In the Reference target stability window the M and CV values of the reference genes are shown in green so the stability of the reference genes is ok. You can find the details on how to appoint reference targets in the Normalization section of Analyzing gene expression data in qbase+.

Which scaling strategy are you going to use?

Since you have a treated and a control group, it seems logical to use the average of the control group for scaling. You can find the details on how to specify the scaling strategy in the Scaling section of Analyzing gene expression data in qbase+.

Look at the target bar charts. In the target bar charts group the samples according to treatment. You can find the details on how to group the samples in the Visualization of the results section of Analyzing gene expression data in qbase+.

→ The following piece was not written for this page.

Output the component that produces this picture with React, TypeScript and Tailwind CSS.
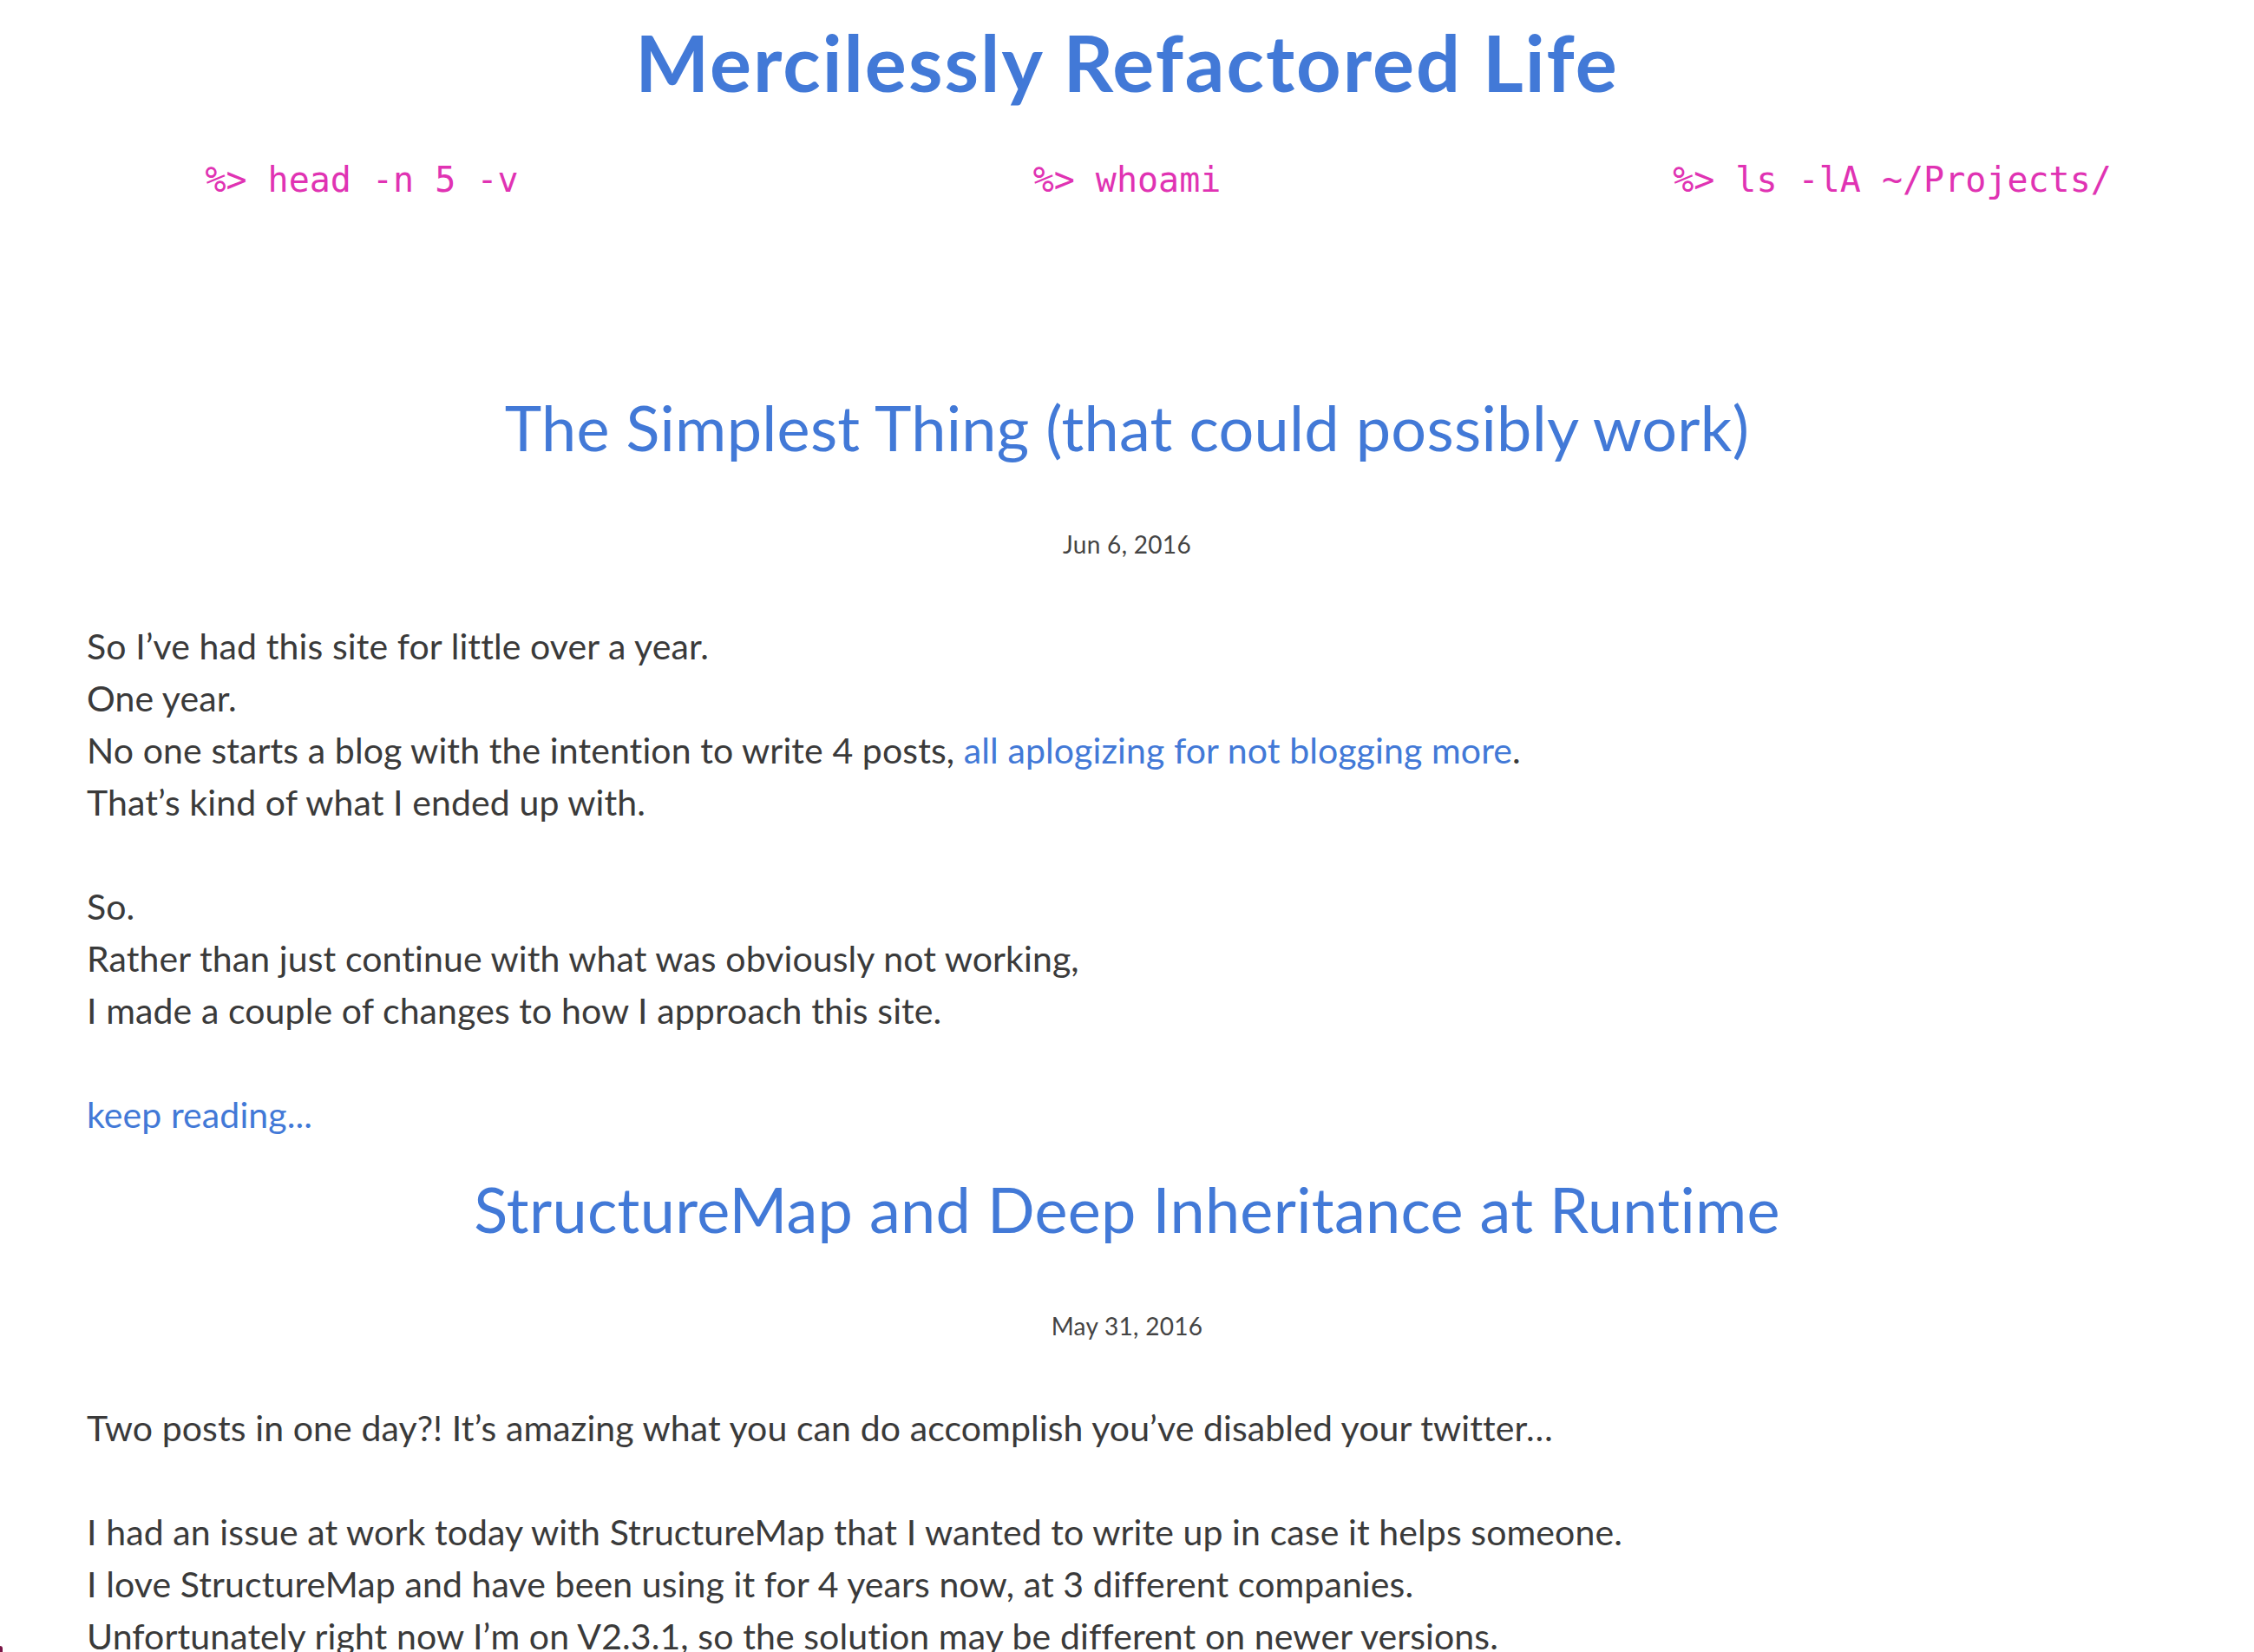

The samples of each group are biological replicates so you might want to generate a plot that compares the average expression of the treated samples with the average expression of the untreated samples.

In the target bar charts plot the group averages instead of the individual samples. In the Grouping section at the bottom of the chart you can select Plot group average.

Are there any genes for which you see a clear difference in expression between the two groups?

For gene 1, the mean expression levels in the two groups are almost the same and the error bars completely overlap.

When you look at the title of the Y-axis, you see that 95% confidence levels are used as error bars. In case of 95% confidence intervakls you can use the following rules:

  • if they do not overlap: you are certain that the difference between the means of the two groups is significant
  • if they do not overlap: you know nothing with certainty: the means can be different or they can be the same

So for gene 1 the means are very close but just based on the plot we may not make any conclusions with certainty. For gene 2, the mean expression levels in the two groups are very different and the error bars do not overlap. So the 95% confidence intervals do not overlap meaning that we can be certain that the difference between the means of the two groups is significant.

Use a statistical test to compare the expression levels between the two groups of samples?

You only have 5 replicates per group so you cannot test if the data comes from a normal distribution. Qbase+ will assume they’re not normally distributed and perform a non-parametric Mann-Whitney test.

The p-value of gene2 is smaller than 0.05 so it has a statistically significant difference in expression levels in treated samples compared to untreated samples. For gene1 the p-value is 1 so we have no evidence to conclude that the expression of gene1 is different in treated compared to untreated samples. You can find the details on how to compare the means of the two groups in the Statistical analysis section of Analyzing gene expression data in qbase+.